Die Amtshilfe des EDÖB gegenüber ausländischen Behörden erstreckt sich auf Behörden, die für den Datenschutz zuständig sind. Gegenstand des Austauschs sind Informationen und Personendaten, die von der Behörde für die Erfüllung ihrer gesetzlichen Aufgaben erforderlich sind. Dabei müssen eine ganze Reihe von Voraussetzungen erfüllt sein, so zum Beispiel das Gegenrecht der anderen Behörde, die Geheimniswahrung und die Verwendung der Informationen nur für das fragliche Verfahren.
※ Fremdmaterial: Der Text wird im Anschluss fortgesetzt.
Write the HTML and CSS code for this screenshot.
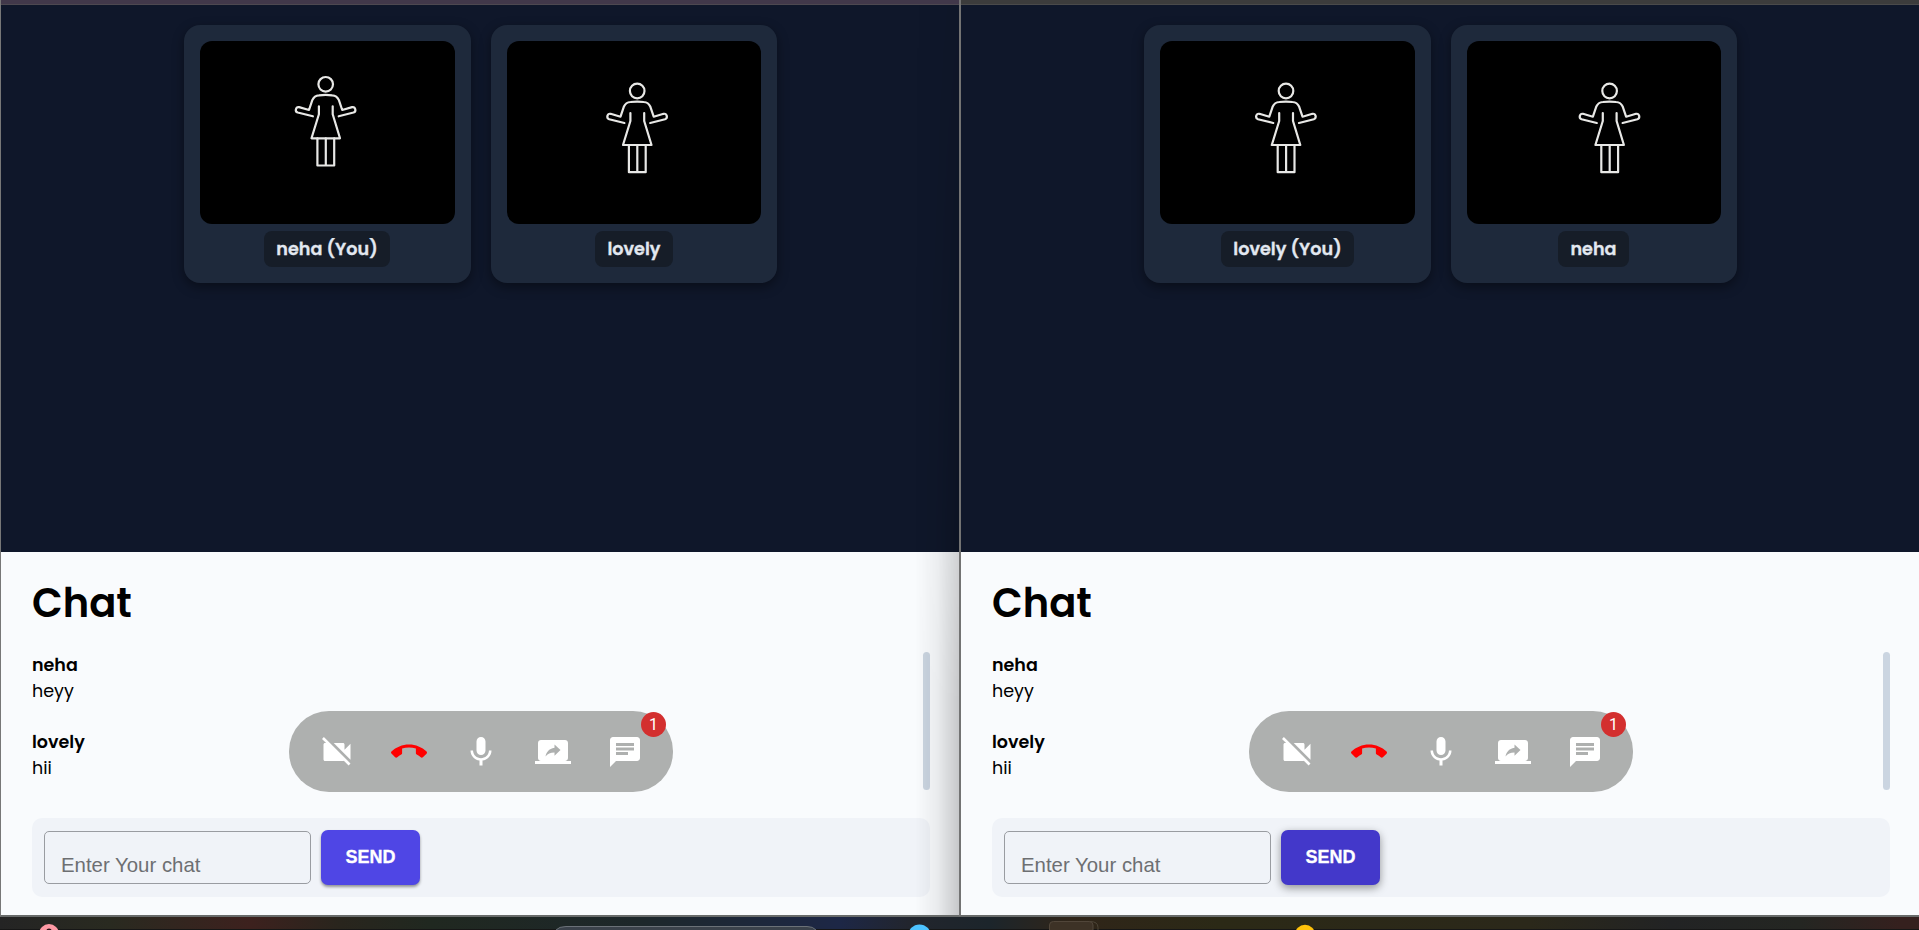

Wie bisher hat der EDÖB hat – im Unterschied zu den Aufsichtsbehörden in der EU – auch nach neuem Recht keine Sanktionskompetenz. Die nebenstrafrechtlichen Bestimmungen im DSG wurden indessen ausgebaut. Strafbar sind die vorsätzliche Missachtung von Informations-, Auskunfts- und Meldepflichten sowie die vorsätzliche Verletzung von Sorgfaltspflichten. So insbesondere bei der Bekanntgabe von Personendaten ins Ausland, der Auftragsbearbeitung und der Bereitstellung der Datensicherheit. Die Obergrenze der Bussen liegt bei 250'000 Franken, gebüsst wird die verantwortliche natürliche Person. Die Obergrenze für die lediglich subsidiär vorgesehene Büssung juristischer Personen liegt bei 50'000 Franken.
Anlässlich der parlamentarischen Beratungen zum neuen DSG hat der Bundesrat in Aussicht gestellt, die Einführung von verwaltungsstrafrechlichen Sanktionen gegen fehlbare Unternehmen mit Blick auf den Erlass eines neuen Bundesgesetzes zu prüfen.